I ran across this article in the Eskdale and Liddlesdale Advertiser while looking for something else.

Thursday, January 22, 2015 at 3:06PM
Gilnockie Boys will never be forgotten

A ROLL of honour was put up in Gilnockie School shortly after the end of World War One ‘in loving memory of the old boys of Gilnockie school who died for their country in the Great War 1914-1918’.
Mr Hounam was the headteacher at the time and after morning prayer every morning, he and the pupils would salute the Gilnockie boys.
When the school closed, it was sold as a house and two of the local lads retrieved the roll of honour.
It was placed in Claygate where it stands to this day. The names inscribed are: Archie Telfer, KOSB; Wm Murray, KOSB; Chris Armstrong, KOSB; Jas. Jackson, KOSB; Tom Yellowlees, Black Watch; Robt. Graham, Black Watch; Sam W Hounam, Black Watch; John Miller, Cameron Hos.; Maur. Robson, Cameron Hos.; Wm Armstrong, Royal Scots Fus.; John Wylie, Royal Scots Fus.; John Glendinning, Border; Jas. Grieve, Australians.
The photo of the roll of honour was taken before it was placed in the school.
John Wylie, one of the men named, was Arthur Wylie Irving’s uncle. Arthur, who lives in Canonbie, has provided the information and the photos.
Arthur said his uncle was born and bred in Claygate and lived in Wylie Cottage with his mum and dad Arthur and Mary Wylie.
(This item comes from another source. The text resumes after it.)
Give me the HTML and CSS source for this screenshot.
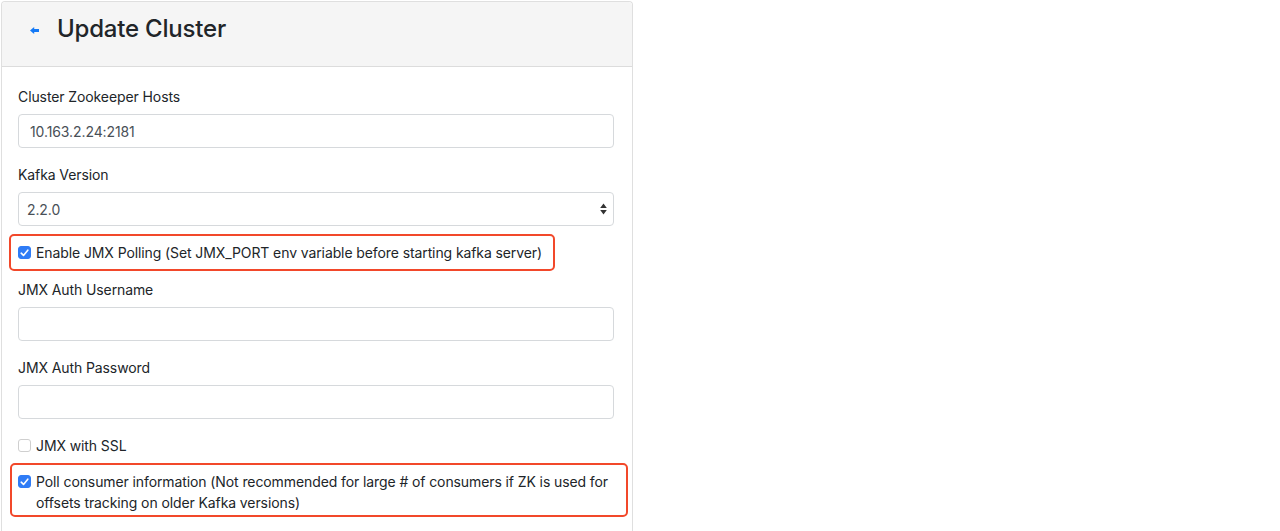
FILE: index.html
```html
<!DOCTYPE html>
<html>
<head>
<meta charset="utf-8">
<link rel="stylesheet" href="styles.css">
</head>
<body>
<div class="card">
  <div class="card-header">
    <a class="back" href="#"><svg width="9" height="7" viewBox="0 0 9 7"><path d="M0 3.5 L4.2 0 L4.2 2 L9 2 L9 5 L4.2 5 L4.2 7 Z" fill="#1479f6"/></svg></a>
    <h1 class="title">Update Cluster</h1>
  </div>
  <div class="card-body">
    <div class="form-group">
      <label class="label">Cluster Zookeeper Hosts</label>
      <div class="control">10.163.2.24:2181</div>
    </div>
    <div class="form-group">
      <label class="label">Kafka Version</label>
      <div class="control select"><span class="sel-val">2.2.0</span>
        <svg class="updown" width="7" height="12" viewBox="0 0 7 12"><path d="M3.5 0.5 L6.8 5 L0.2 5 Z M3.5 11.5 L6.8 7 L0.2 7 Z" fill="#333"/></svg>
      </div>
    </div>
    <div class="check-row">
      <span class="mark on"><svg width="9" height="8" viewBox="0 0 9 8"><path d="M1.2 4.2 L3.5 6.4 L7.8 1.2" fill="none" stroke="#fff" stroke-width="1.6" stroke-linecap="round" stroke-linejoin="round"/></svg></span>
      <span>Enable JMX Polling (Set JMX_PORT env variable before starting kafka server)</span>
      <span class="hl hl1"></span>
    </div>
    <div class="form-group">
      <label class="label">JMX Auth Username</label>
      <div class="control"></div>
    </div>
    <div class="form-group">
      <label class="label">JMX Auth Password</label>
      <div class="control"></div>
    </div>
    <div class="check-row tight">
      <span class="mark"></span>
      <span>JMX with SSL</span>
    </div>
    <div class="check-row">
      <span class="mark on"><svg width="9" height="8" viewBox="0 0 9 8"><path d="M1.2 4.2 L3.5 6.4 L7.8 1.2" fill="none" stroke="#fff" stroke-width="1.6" stroke-linecap="round" stroke-linejoin="round"/></svg></span>
      <span class="wrap">Poll consumer information (Not recommended for large # of consumers if ZK is used for offsets tracking on older Kafka versions)</span>
      <span class="hl hl2"></span>
    </div>
  </div>
</div>
</body>
</html>
```

FILE: styles.css
```css
* { box-sizing: border-box; }
html, body { margin: 0; padding: 0; background: #fff; }
body {
  font-family: Inter, "Liberation Sans", Arial, sans-serif;
  font-size: 14px;
  line-height: 21px;
  color: #212529;
  letter-spacing: -0.1px;
}
.card {
  margin: 1px 0 0 1px;
  width: 632px;
  border: 1px solid #dfdfdf;
  border-bottom: none;
  border-radius: 4px 4px 0 0;
  height: 540px;
}
.card-header {
  height: 65px;
  background: #f5f5f5;
  border-bottom: 1px solid #dcdcdc;
  display: flex;
  align-items: center;
  padding-left: 28px;
  padding-bottom: 10px;
  border-radius: 4px 4px 0 0;
}
.back { display: flex; align-items: center; margin-top: 3px; }
.title {
  margin: 0 0 0 18px;
  font-size: 24px;
  font-weight: 500;
  line-height: 30px;
  color: #212529;
  letter-spacing: -0.2px;
}
.card-body { padding: 19px 18px 0 16px; }
.form-group { margin-bottom: 16px; }
.label { display: block; margin-bottom: 7px; }
.control {
  height: 34px;
  width: 596px;
  border: 1px solid #d6d9dc;
  border-radius: 4px;
  padding: 6px 11px;
  color: #495057;
  line-height: 21px;
  display: flex;
  align-items: center;
}
.select { padding-left: 8px; padding-right: 6px; justify-content: space-between; }
.check-row {
  position: relative;
  display: flex;
  align-items: flex-start;
  margin-bottom: 16px;
  width: 596px;
}
.check-row.tight { margin-bottom: 15px; }
.mark {
  flex: none;
  width: 13px;
  height: 13px;
  margin: 4px 5px 0 0;
  border: 1px solid #cfcfcf;
  border-radius: 3px;
  background: #fff;
  display: flex;
  align-items: center;
  justify-content: center;
}
.mark.on { background: #2f7cf6; border-color: #2f7cf6; }
.wrap { width: 590px; }
.hl {
  position: absolute;
  border: 2px solid #f2482a;
  border-radius: 5px;
  pointer-events: none;
}
.hl1 { left: -9px; top: -8px; width: 546px; height: 37px; }
.hl2 { left: -8px; top: -8px; width: 618px; height: 54px; }
```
John was the brother of Arthur’s mother, Ann, who married William Irving and they also lived in Wylie Cottage where Arthur’s older brother John was born.
John, who now lives in Ealing, London, visited Edinburgh Castle recently and looked up some information in a book on the Royal Scots Fusiliers (RSF) in the National Memorial Museum.
It held this record of John: “WYLIE, John 40556 b. Canonbie, Dumfriesshire. Killed in action (F&F) 30/10/18.” F&F means France & Flanders.
There were 319 officers and 5,644 other ranks in the RSF who fought in the war and there were 18 battalions. John was in the 12th battalion.
John Irving recalls his mother and aunt Liz Wylie saying that John had enlisted in the KOSB but was later transferred to the RSF and he was the victim of a sniper.
He died when he was just 22 during the last two weeks of the war in France.
For some unknown reason he was buried in Belgium.
This poem Gilnockie Roll of Honour was written by two girls, Jeannie Butcher, 13, and Nannie Telfer, 12, who were pupils at Gilnockie school during the war or shortly after.
It was in the month of August,
Just in the Harvest Time,
The prime and pride of Britain
Were called to fill the line.
They fought in France and Belgium
Against determined foes,
And many were the tyrants
That fell before their blows.
In many of the battles;
Numbers of soldiers fell;
But still they kept on smiling
Amidst the shot and shell.
Great numbers of our Allies
Are fighting hand to hand,
They are fighting for the honour
And the freedom of their Land.
“Old Boys” from Gilnockie School
Are serving the colours gay;
Some are killed, wounded, and missing
In the Lands that are far, far away.
Still they’re remembered and thought of at home
By those who have sat by their side,
And in the old schoolroom their names may be seen,
Saluted, with honour and pride.
We’ll give three cheers for our gallant Lads,
Who are giving their lives for you;
If it was not for our soldier boys,
What would our Empire do?

Residents of Claygate and Gilnockie assemble on Remembrance Sunday each year at the small memorial engraved with the names of the 13 soldiers to pay tribute to those who died. The Gilnockie boys will never be forgotten.